I like that he couldnt let go because his brain and hands where in different times, so the signal wouldnt work..good underrated movie..well cast and irons is superb. Look out for the fight scene where one of the hunters gets up sideways off the ground, now thats strong..
He may be the bad guy, but he also has a good and wise way about him. The question is did they had other options to survive other than hunting the surface people.
No, and honestly it looks like an evolutionary dead end. The Morlocks were (or will be?) extremely specialized, with a very specialized diet. Just cut one link and they're done: it can be the food supply, or as the über morlock says, just remove him, and the species is lost. The big difference between humans and Morlocks is that we created our own ecological niche that is the one of the "omni-predator". We are extremely adaptable as a species, even if one human individual would have difficulties surviving in most environments. The Morlocks are just regular, specialized, apex predators, like the Megalodon or the T-Rex. Their evolutionary achievements are impressive, but they are still extremely vulnerable to change. Unless the intellectual Morlocks have the ability to engineer their species, that is. But the specimen we see in the movie seems very resigned to his way of life. (btw, that doesn't mean their species won't evolve further, but the usual pathway of evolution is unspecialized -> overspecialized -> extinct -> specialization of unspecialized species to fill the ecological niche -> repeat).
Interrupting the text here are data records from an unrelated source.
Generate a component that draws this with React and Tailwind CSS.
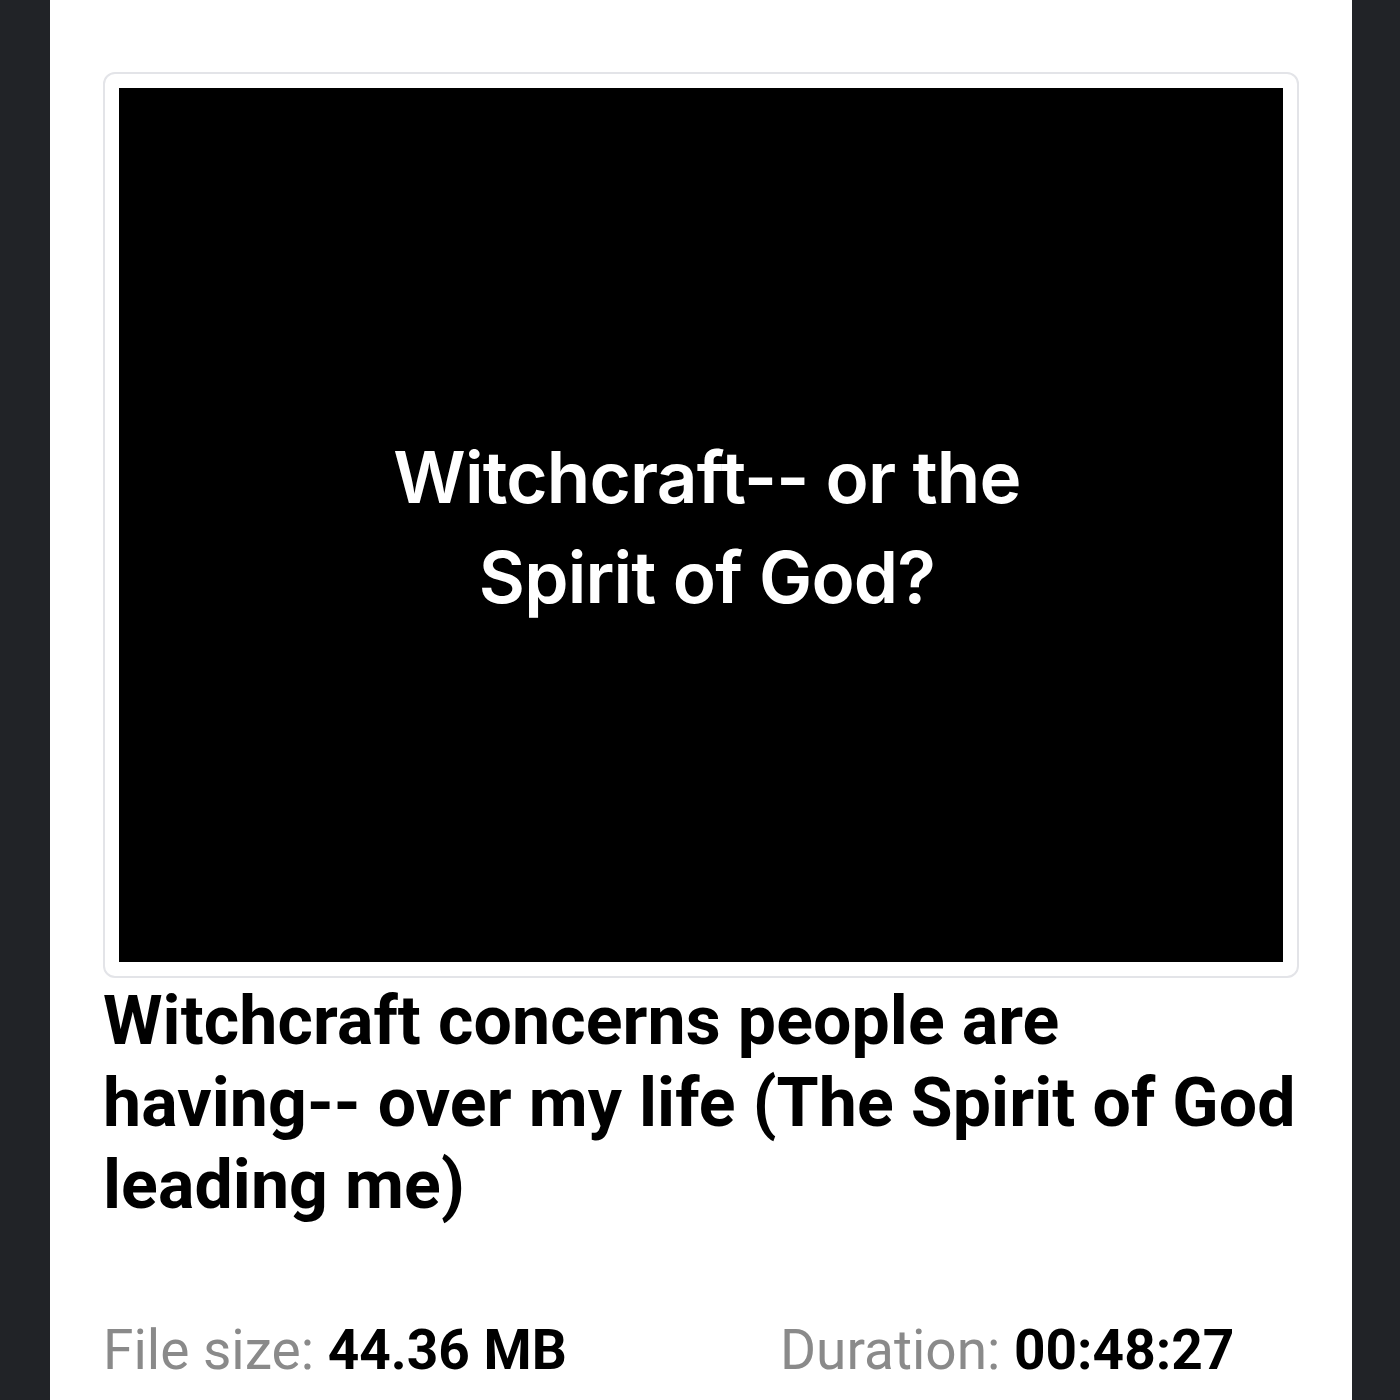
export default function App() {
  return (
    <div className="w-[1400px] h-[1400px] bg-[#212327] flex overflow-hidden">
      <div className="ml-[50px] w-[1302px] h-full bg-white pl-[53px] pr-[53px] pt-[72px]">
        <div className="rounded-[12px] border-2 border-[#e3e4e8] p-[14px]">
          <div className="h-[874px] bg-black flex items-center justify-center">
            <div
              className="text-white text-center text-[71px] leading-[100px] font-semibold tracking-[-0.8px] pl-[12px] pt-[4px]"
              style={{ fontFamily: 'Inter, "Noto Sans", sans-serif' }}
            >
              Witchcraft-- or the
              <br />
              Spirit of God?
            </div>
          </div>
        </div>
        <h1
          className="mt-[2px] text-[68px] leading-[82px] font-bold text-black tracking-[0.1px]"
          style={{ fontFamily: 'Roboto, "Liberation Sans", sans-serif' }}
        >
          Witchcraft concerns people are having-- over my life (The Spirit of God leading me)
        </h1>
        <div
          className="mt-[92px] flex text-[55px] leading-[64px]"
          style={{ fontFamily: 'Roboto, "Liberation Sans", sans-serif' }}
        >
          <div className="w-[677px]">
            <span className="text-[#8a8a8a]">File size: </span>
            <span className="font-bold text-black">44.36 MB</span>
          </div>
          <div>
            <span className="text-[#8a8a8a]">Duration: </span>
            <span className="font-bold text-black">00:48:27</span>
          </div>
        </div>
      </div>
    </div>
  );
}
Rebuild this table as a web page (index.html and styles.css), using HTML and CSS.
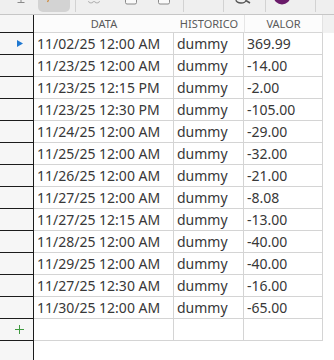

We saw that in the movies timeline that big dinosaur like reptiles had evolved and were hunted by the Eloi(yes in the books they were herbivores I know) . They could have used them as a livestock instead and they could provide much more meat than the Eloi. So yeah they had other options but they refused to give them a shot because who are they to question years of evolution. Eather way it doest really matter since when the time traveler when forward in time we see that the Morlocks went to the surface killed all the Eloi and the probably starved to death after redering the Earth a baren wasteland, so at the end of the day he and the other ubers(if they really were others) were not capable of keeping the rest of their kind under control indefinitely.
but you can't change the pass remember he had that problem? something else would had blown the moon and caused the same problem. a meteor ? who know's lol
Well, if he returns and try to stop lunar colonisation, now the reason is because he knows about Morloks. So the same problem that with Emma. If he has success, he won't know about Morloks and how could he return and change it?
***** yeah so many possibilities and my theory still stands because we never got to see him try. and we only assumed his gf's pass couldn't be changed just because of the reason for him building the time machine. . let's say he saved his gf. maybe he would had found a diff reason to build the time machine then. thanks for the reply none the less this movie was awesome i liked the morlock guy the way he explained how his actions were neither right or wrong. and sad at the same time lol
If he does that, it could make things worse. The Eloi basically have a paradise earth to live on, with the exception of Morlocks which Alexander just destroyed. If he changed the moon colonization then humans could continue living the same existence and end up destroying the world some other way, such as nuclear war.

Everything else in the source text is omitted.